Early in the series, Georgia asks Ally what makes her problems “so much bigger than everyone else’s.” “They’re mine,” Ally replies sincerely. Bellafante cites this exchange as an example of how “offensive” the character is, how Ally’s a “frazzled, self-absorbed girl.” Maybe. But when I watched that episode a few days ago, it struck me as really gutsy thing to say and to believe. I’m not only allowed to take my own problems seriously, but I’m obligated to do so. If I don’t take my own concerns seriously, who will? Do we ever ask men or male characters, hey, why aren’t you putting other people’s needs ahead of your own?
Telling stories about women’s interior lives is a feminist act, even when those stories are imperfect. Ally McBeal isn’t the be-all end-all of pop feminism (just as a point of reference, Ally aired opposite Buffy the Vampire Slayer, and Sex and the City started just a year after it), but when a show says “this is how some women think about and explore sex and their sexual identities; this is how some men think about and explore sex and their sexual identities,” it forces us to reflect on it ourselves, and that can be a feminist act, too.

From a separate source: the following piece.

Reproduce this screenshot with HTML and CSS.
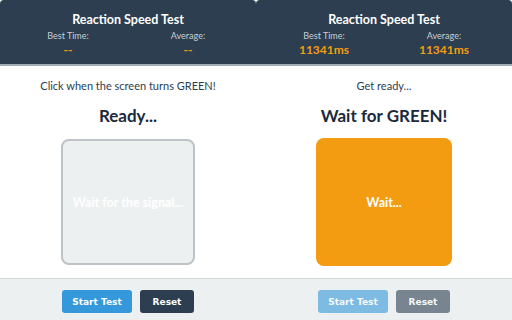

Ally McBeal is still a surprisingly good show, particularly in its first and second seasons. Its fantasy sequences border on kitsch, but there’s also something indelible about Peter MacNicol gazing into a mirror, bopping his head to the opening chords of “You’re the First, the Last, My Everything,” and getting psyched. That combination of emotions can be portrayed with more nuance and artistry, perhaps, but it’s never been done with more clarity. The legal banter is still compelling, and the questions that the show raised then are questions that still need raising. Ally doesn’t push buttons the way it once did, so now it just plays as soapy, imperfect, but enjoyable fun. Plus, I get to bust out my silly pajamas all over again.